With CES At Hand, Cars Drive Tech

Call 2016 the year of personal mobility. Automakers started injecting that catchphrase into the auto conversation a few years back, when BMW, Ford and others decided to go all-in on the great urban migration and how it is redefining driving around the world. 

Auto companies will reveal mobility tech at the Consumer Electronics Show on Jan. 6, no doubt. GM's CEO Mary Barra will give a keynote, as will Volkswagen's chairman Herbert Diess. Both will talk the "m" word, with Volkswagen unveiling a new electric-car concept.  

A decade or so ago, there was novelty in automakers appearing at CES. Not long ago, car companies were there to play mannequin to after-market audio companies. The auto business is feeling more like the consumer electronics sector, though, and CES event organizers said that is reflected in show floor real estate: there will be a 25% growth in show floor space for autos versus last year, with more than 100 automotive tech companies showing driverless and in-car goodies across more than 200,000 net square feet of exhibit space. Nine automakers will be there, including, besides the above-mentioned, Audi, BMW, FCA (Fiat Chrysler Automobiles), Ford, Hyundai, Mercedes, and Toyota.  

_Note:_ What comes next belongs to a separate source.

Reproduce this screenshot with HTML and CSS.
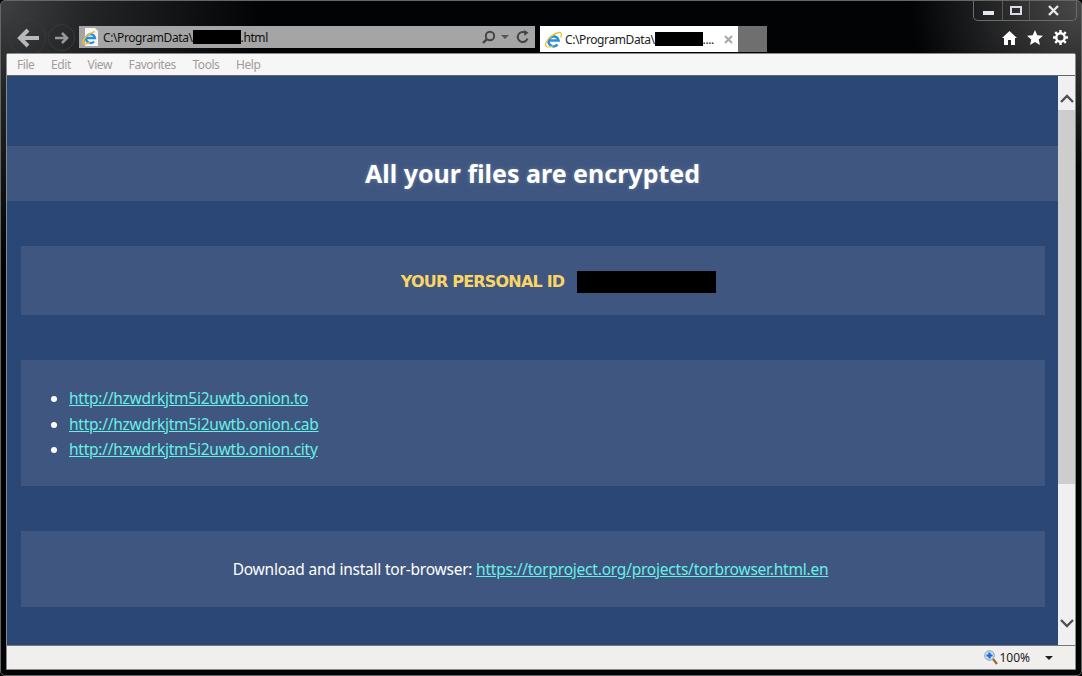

A recent study from J.D. Power shows that a lot of consumers are neither interested in, nor trusting of, some of new auto technology, such as self-parking, but that will change. The analysts at Cox's Autotrader division see several technologies getting big interest this year, many like, advanced backup cameras, improvements on technology that has been around for years. New systems do things like show a top-down view from all sides of the car. 

Some of Autotrader's predictions on what will be hot in auto tech this coming year: how about augmented-reality owner's manuals, where you can point your smartphone or tablet at something in your car, such as a control, and up pops videos and interactive guides on how to use it. Automatic steering? That’s a brick in the autonomous car edifice, involving things like  lane-keep assist and short-duration steering. And LED technology has pretty much replaced bulbs, so consumers will adopt that whether they want to or not. Same with smart phone integration, which, in the best case, essentially migrates the phone screen to the head unit. With Android Auto and Apple CarPlay, so much for automakers' differentiating themselves on their own unique interfaces when an iPhone wants that experience on the console screen.

Hybrid and electric vehicles have also accelerated the possibilities around remote function through phone apps. Autotrader points out that the possibilities go beyond checking fuel levels: locating your car, roadside assistance, and vehicle health status, starting your car from afar, and pre-loading navigation are already old hat. 

Consumers' interest in self parking technology is tepid, so far, but as those systems get more sophisticated, and once they become low-cost options, there is little doubt that they will become an expected feature because of the power of new technology to change behavior by effacing driver skill. When rear cameras first came out, it seemed like an extravagance. Now, I think it's likely that people with back-up cameras have lost their ability and confidence when it comes to parallel parking "blind." I know I have. Is it unreasonable to expect that the same will happen with self-parking technology that completely removes the driver from that process.